SUPPLIED MATERIAL
* * * * * * *

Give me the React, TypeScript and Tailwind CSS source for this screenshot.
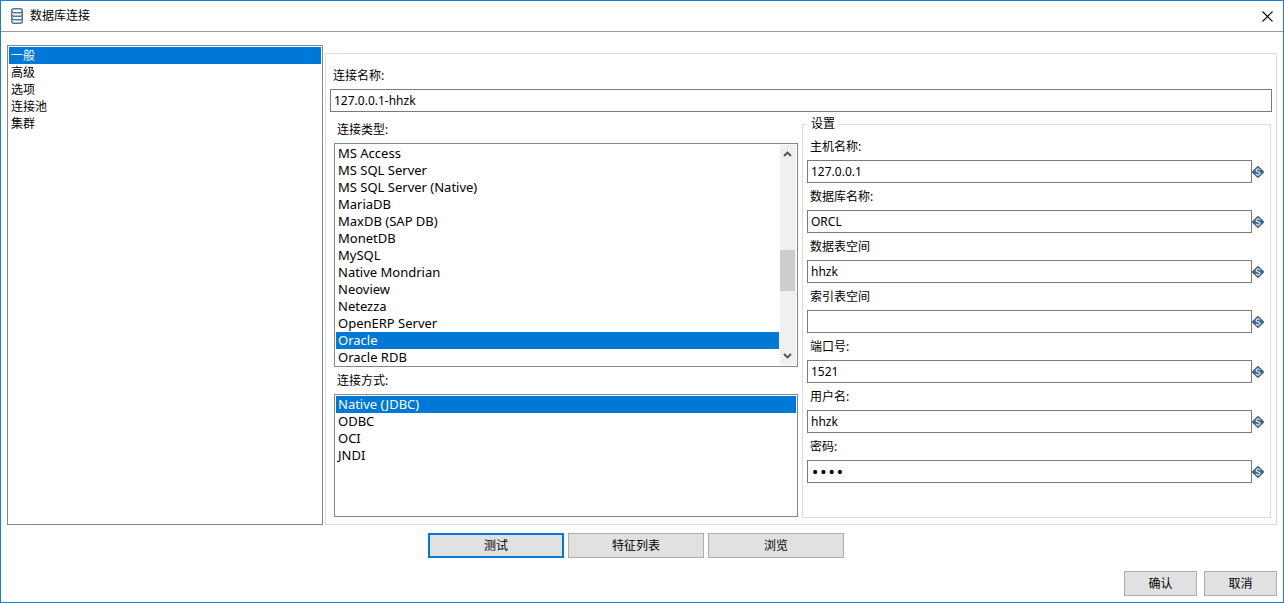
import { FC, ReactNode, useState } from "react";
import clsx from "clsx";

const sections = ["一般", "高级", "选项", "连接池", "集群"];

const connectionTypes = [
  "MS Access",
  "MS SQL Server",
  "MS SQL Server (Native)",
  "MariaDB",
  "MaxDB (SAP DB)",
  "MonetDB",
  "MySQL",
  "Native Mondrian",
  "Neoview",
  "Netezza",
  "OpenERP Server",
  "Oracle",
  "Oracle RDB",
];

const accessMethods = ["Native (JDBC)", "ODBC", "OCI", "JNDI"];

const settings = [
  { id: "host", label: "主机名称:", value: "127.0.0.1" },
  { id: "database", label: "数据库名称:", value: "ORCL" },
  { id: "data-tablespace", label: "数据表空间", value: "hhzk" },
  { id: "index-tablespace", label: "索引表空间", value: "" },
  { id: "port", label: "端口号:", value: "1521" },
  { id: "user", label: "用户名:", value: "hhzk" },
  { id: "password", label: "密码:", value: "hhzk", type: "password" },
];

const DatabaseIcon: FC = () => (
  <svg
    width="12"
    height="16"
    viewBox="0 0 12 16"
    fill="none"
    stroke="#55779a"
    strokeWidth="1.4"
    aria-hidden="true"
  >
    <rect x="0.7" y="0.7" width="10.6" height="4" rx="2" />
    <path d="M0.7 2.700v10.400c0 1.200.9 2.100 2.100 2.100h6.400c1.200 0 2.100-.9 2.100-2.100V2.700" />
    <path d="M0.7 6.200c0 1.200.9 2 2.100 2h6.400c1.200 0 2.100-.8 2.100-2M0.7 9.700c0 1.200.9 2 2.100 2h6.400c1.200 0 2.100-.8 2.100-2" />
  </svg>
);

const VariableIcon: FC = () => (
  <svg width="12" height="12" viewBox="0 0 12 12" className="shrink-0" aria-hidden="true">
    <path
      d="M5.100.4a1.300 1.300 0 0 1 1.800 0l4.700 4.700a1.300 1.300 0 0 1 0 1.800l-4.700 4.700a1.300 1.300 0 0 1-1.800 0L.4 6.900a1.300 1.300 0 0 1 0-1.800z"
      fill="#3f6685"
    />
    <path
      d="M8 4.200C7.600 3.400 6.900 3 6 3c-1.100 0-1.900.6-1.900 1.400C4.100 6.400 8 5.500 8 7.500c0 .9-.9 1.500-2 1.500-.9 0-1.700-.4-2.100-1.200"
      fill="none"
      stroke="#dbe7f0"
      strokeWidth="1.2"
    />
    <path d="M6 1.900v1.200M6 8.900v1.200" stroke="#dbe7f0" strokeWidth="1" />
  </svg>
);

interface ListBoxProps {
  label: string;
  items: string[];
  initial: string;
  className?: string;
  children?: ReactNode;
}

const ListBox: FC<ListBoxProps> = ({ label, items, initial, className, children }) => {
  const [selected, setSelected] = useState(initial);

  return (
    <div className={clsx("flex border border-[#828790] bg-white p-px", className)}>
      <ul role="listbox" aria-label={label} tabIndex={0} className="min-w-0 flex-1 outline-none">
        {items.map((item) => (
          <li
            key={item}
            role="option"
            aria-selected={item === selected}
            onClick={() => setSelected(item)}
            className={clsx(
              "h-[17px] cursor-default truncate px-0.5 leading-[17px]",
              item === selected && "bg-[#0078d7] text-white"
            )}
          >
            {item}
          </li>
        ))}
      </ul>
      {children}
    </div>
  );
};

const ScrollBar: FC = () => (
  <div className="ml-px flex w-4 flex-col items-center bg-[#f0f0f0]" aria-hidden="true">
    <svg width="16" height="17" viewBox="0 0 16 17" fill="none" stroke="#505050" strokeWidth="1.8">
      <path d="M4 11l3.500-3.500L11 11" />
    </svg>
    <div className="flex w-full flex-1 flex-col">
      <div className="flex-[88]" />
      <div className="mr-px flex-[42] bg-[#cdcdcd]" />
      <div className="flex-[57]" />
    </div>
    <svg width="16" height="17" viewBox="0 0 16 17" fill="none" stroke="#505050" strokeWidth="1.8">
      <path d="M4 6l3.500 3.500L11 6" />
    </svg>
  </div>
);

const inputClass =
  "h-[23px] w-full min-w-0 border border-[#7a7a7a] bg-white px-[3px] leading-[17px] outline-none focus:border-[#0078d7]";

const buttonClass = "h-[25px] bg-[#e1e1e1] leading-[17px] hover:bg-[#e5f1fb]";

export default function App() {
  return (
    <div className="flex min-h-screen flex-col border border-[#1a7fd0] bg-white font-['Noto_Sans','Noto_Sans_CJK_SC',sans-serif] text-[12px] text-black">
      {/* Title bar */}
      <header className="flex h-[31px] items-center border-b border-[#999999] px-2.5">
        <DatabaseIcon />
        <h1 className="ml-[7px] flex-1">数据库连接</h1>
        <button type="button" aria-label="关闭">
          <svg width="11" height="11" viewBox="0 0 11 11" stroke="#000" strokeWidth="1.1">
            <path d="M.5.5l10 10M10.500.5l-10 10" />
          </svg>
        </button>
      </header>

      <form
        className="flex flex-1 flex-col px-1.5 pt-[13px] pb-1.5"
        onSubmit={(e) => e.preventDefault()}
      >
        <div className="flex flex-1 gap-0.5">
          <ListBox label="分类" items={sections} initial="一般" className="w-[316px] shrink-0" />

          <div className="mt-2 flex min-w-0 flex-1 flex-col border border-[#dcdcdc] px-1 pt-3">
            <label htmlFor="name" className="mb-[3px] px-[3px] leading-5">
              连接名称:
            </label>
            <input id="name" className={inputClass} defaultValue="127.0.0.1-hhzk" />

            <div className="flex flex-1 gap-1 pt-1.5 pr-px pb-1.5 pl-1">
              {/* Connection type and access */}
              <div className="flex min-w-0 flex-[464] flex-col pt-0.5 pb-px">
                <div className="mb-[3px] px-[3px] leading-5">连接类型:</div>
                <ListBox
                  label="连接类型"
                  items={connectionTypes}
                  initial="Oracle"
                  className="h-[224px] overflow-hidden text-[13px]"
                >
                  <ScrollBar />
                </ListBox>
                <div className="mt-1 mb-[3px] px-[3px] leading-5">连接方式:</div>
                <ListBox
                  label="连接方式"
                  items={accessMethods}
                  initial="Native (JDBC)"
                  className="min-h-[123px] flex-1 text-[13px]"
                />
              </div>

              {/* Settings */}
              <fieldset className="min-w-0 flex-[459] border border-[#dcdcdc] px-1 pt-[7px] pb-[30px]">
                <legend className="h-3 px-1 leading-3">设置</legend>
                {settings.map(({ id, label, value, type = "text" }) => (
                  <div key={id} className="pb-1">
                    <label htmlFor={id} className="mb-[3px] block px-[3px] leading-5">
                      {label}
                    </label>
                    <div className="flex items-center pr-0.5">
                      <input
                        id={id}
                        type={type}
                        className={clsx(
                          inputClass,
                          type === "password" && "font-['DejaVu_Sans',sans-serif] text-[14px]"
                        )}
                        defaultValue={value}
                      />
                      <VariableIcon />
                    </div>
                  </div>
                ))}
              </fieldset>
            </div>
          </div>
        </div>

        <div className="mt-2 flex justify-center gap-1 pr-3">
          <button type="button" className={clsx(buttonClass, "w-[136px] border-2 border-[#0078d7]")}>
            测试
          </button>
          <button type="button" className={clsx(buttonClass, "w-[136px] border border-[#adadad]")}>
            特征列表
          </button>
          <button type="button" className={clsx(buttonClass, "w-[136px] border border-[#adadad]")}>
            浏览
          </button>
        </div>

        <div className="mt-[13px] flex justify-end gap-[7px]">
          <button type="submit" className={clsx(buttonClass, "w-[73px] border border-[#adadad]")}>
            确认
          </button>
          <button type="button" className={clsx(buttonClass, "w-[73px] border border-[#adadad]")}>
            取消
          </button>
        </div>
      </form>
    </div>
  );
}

* * * * * * *

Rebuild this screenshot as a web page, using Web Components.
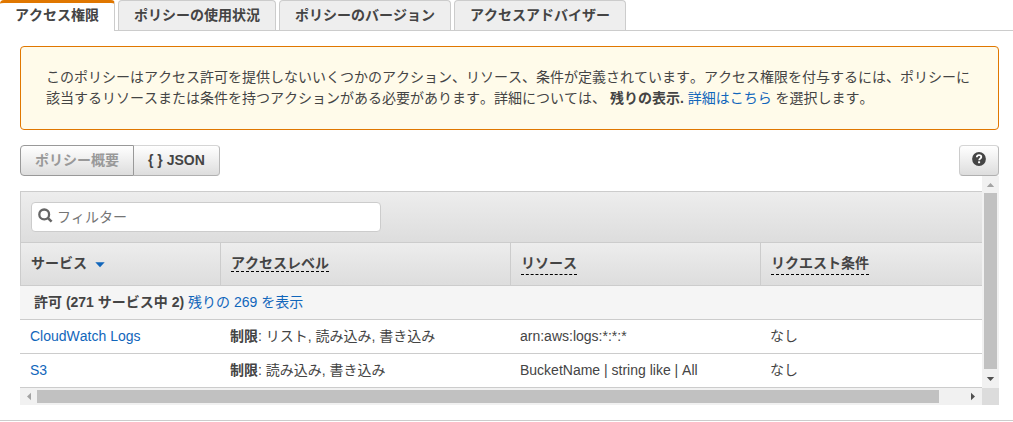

* * * * * * *

PROBLEM TO WORK ON
Check every line in the material above for the string "screenshot", then give only the number of lines that have it.

EXERCISE RESPONSE
2